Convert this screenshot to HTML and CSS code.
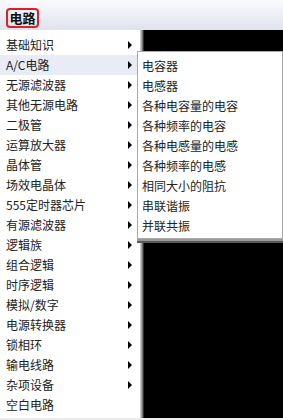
FILE: index.html
```html
<!DOCTYPE html>
<html>
<head>
<meta charset="utf-8">
<link rel="stylesheet" href="styles.css">
</head>
<body>
<div class="app">
  <div class="menubar">
    <span class="menubtn">电路</span>
  </div>
  <div class="main">
    <div class="menu">
      <div class="item"><span>基础知识</span><i class="arrow"></i></div>
      <div class="item active"><span>A/C电路</span><i class="arrow"></i></div>
      <div class="item"><span>无源滤波器</span><i class="arrow"></i></div>
      <div class="item"><span>其他无源电路</span><i class="arrow"></i></div>
      <div class="item"><span>二极管</span><i class="arrow"></i></div>
      <div class="item"><span>运算放大器</span><i class="arrow"></i></div>
      <div class="item"><span>晶体管</span><i class="arrow"></i></div>
      <div class="item"><span>场效电晶体</span><i class="arrow"></i></div>
      <div class="item"><span>555定时器芯片</span><i class="arrow"></i></div>
      <div class="item"><span>有源滤波器</span><i class="arrow"></i></div>
      <div class="item"><span>逻辑族</span><i class="arrow"></i></div>
      <div class="item"><span>组合逻辑</span><i class="arrow"></i></div>
      <div class="item"><span>时序逻辑</span><i class="arrow"></i></div>
      <div class="item"><span>模拟/数字</span><i class="arrow"></i></div>
      <div class="item"><span>电源转换器</span><i class="arrow"></i></div>
      <div class="item"><span>锁相环</span><i class="arrow"></i></div>
      <div class="item"><span>输电线路</span><i class="arrow"></i></div>
      <div class="item"><span>杂项设备</span><i class="arrow"></i></div>
      <div class="item"><span>空白电路</span></div>
    </div>
    <div class="canvas"></div>
  </div>
  <div class="status"></div>
  <div class="submenu">
    <div class="sitem">电容器</div>
    <div class="sitem">电感器</div>
    <div class="sitem">各种电容量的电容</div>
    <div class="sitem">各种频率的电容</div>
    <div class="sitem">各种电感量的电感</div>
    <div class="sitem">各种频率的电感</div>
    <div class="sitem">相同大小的阻抗</div>
    <div class="sitem">串联谐振</div>
    <div class="sitem">并联共振</div>
  </div>
</div>
</body>
</html>
```

FILE: styles.css
```css
html, body {
  margin: 0;
  padding: 0;
  background: #f0f0f0;
}
.app {
  position: relative;
  width: 283px;
  height: 420px;
  overflow: hidden;
  display: flex;
  flex-direction: column;
  font-family: "Noto Sans CJK SC", "Noto Sans", sans-serif;
  font-size: 12px;
  color: #222;
}
.menubar {
  height: 30px;
  flex: none;
  box-sizing: border-box;
  padding: 8px 0 0 6px;
  background: linear-gradient(#fbfbfd, #e9ecf4 60%, #dfe3ee);
}
.menubtn {
  display: inline-block;
  box-sizing: border-box;
  height: 20px;
  width: 33px;
  line-height: 16px;
  text-align: center;
  border: 2px solid #dd1f2b;
  border-radius: 4px;
  font-size: 13px;
  font-weight: bold;
  color: #101010;
}
.main {
  display: flex;
  height: 388px;
  flex: none;
}
.menu {
  width: 141px;
  flex: none;
  box-sizing: border-box;
  background: #fff;
  border-right: 1px solid #c9c9c9;
  padding-top: 5px;
}
.item {
  height: 20px;
  display: flex;
  align-items: center;
  justify-content: space-between;
  padding: 0 8px 0 6px;
  line-height: 20px;
}
.item.active {
  background: #e9ecf5;
}
.arrow {
  width: 0;
  height: 0;
  border-left: 4px solid #000;
  border-top: 4px solid transparent;
  border-bottom: 4px solid transparent;
}
.canvas {
  flex: 1;
  background: linear-gradient(to right, #c0c0c0, #808080 1px, #606060 2px, #000 3px);
}
.status {
  flex: 1;
  background: #ececec;
}
.submenu {
  position: absolute;
  left: 137px;
  top: 51px;
  width: 146px;
  box-sizing: border-box;
  background: #fff;
  border: 1px solid #a8a8a8;
  padding: 4px 0 2px;
  box-shadow: 0 2px 0 #9a9a9a, 0 4px 0 #5a5a5a;
}
.sitem {
  height: 20px;
  line-height: 20px;
  padding-left: 4px;
}
```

▸ **PROMPT**
In the copy, include no pictures; restate the listing above exactly.

▸ **SOLUTION BELOW**
Convert this screenshot to HTML and CSS code.
FILE: index.html
```html
<!DOCTYPE html>
<html>
<head>
<meta charset="utf-8">
<link rel="stylesheet" href="styles.css">
</head>
<body>
<div class="app">
  <div class="menubar">
    <span class="menubtn">电路</span>
  </div>
  <div class="main">
    <div class="menu">
      <div class="item"><span>基础知识</span><i class="arrow"></i></div>
      <div class="item active"><span>A/C电路</span><i class="arrow"></i></div>
      <div class="item"><span>无源滤波器</span><i class="arrow"></i></div>
      <div class="item"><span>其他无源电路</span><i class="arrow"></i></div>
      <div class="item"><span>二极管</span><i class="arrow"></i></div>
      <div class="item"><span>运算放大器</span><i class="arrow"></i></div>
      <div class="item"><span>晶体管</span><i class="arrow"></i></div>
      <div class="item"><span>场效电晶体</span><i class="arrow"></i></div>
      <div class="item"><span>555定时器芯片</span><i class="arrow"></i></div>
      <div class="item"><span>有源滤波器</span><i class="arrow"></i></div>
      <div class="item"><span>逻辑族</span><i class="arrow"></i></div>
      <div class="item"><span>组合逻辑</span><i class="arrow"></i></div>
      <div class="item"><span>时序逻辑</span><i class="arrow"></i></div>
      <div class="item"><span>模拟/数字</span><i class="arrow"></i></div>
      <div class="item"><span>电源转换器</span><i class="arrow"></i></div>
      <div class="item"><span>锁相环</span><i class="arrow"></i></div>
      <div class="item"><span>输电线路</span><i class="arrow"></i></div>
      <div class="item"><span>杂项设备</span><i class="arrow"></i></div>
      <div class="item"><span>空白电路</span></div>
    </div>
    <div class="canvas"></div>
  </div>
  <div class="status"></div>
  <div class="submenu">
    <div class="sitem">电容器</div>
    <div class="sitem">电感器</div>
    <div class="sitem">各种电容量的电容</div>
    <div class="sitem">各种频率的电容</div>
    <div class="sitem">各种电感量的电感</div>
    <div class="sitem">各种频率的电感</div>
    <div class="sitem">相同大小的阻抗</div>
    <div class="sitem">串联谐振</div>
    <div class="sitem">并联共振</div>
  </div>
</div>
</body>
</html>
```

FILE: styles.css
```css
html, body {
  margin: 0;
  padding: 0;
  background: #f0f0f0;
}
.app {
  position: relative;
  width: 283px;
  height: 420px;
  overflow: hidden;
  display: flex;
  flex-direction: column;
  font-family: "Noto Sans CJK SC", "Noto Sans", sans-serif;
  font-size: 12px;
  color: #222;
}
.menubar {
  height: 30px;
  flex: none;
  box-sizing: border-box;
  padding: 8px 0 0 6px;
  background: linear-gradient(#fbfbfd, #e9ecf4 60%, #dfe3ee);
}
.menubtn {
  display: inline-block;
  box-sizing: border-box;
  height: 20px;
  width: 33px;
  line-height: 16px;
  text-align: center;
  border: 2px solid #dd1f2b;
  border-radius: 4px;
  font-size: 13px;
  font-weight: bold;
  color: #101010;
}
.main {
  display: flex;
  height: 388px;
  flex: none;
}
.menu {
  width: 141px;
  flex: none;
  box-sizing: border-box;
  background: #fff;
  border-right: 1px solid #c9c9c9;
  padding-top: 5px;
}
.item {
  height: 20px;
  display: flex;
  align-items: center;
  justify-content: space-between;
  padding: 0 8px 0 6px;
  line-height: 20px;
}
.item.active {
  background: #e9ecf5;
}
.arrow {
  width: 0;
  height: 0;
  border-left: 4px solid #000;
  border-top: 4px solid transparent;
  border-bottom: 4px solid transparent;
}
.canvas {
  flex: 1;
  background: linear-gradient(to right, #c0c0c0, #808080 1px, #606060 2px, #000 3px);
}
.status {
  flex: 1;
  background: #ececec;
}
.submenu {
  position: absolute;
  left: 137px;
  top: 51px;
  width: 146px;
  box-sizing: border-box;
  background: #fff;
  border: 1px solid #a8a8a8;
  padding: 4px 0 2px;
  box-shadow: 0 2px 0 #9a9a9a, 0 4px 0 #5a5a5a;
}
.sitem {
  height: 20px;
  line-height: 20px;
  padding-left: 4px;
}
```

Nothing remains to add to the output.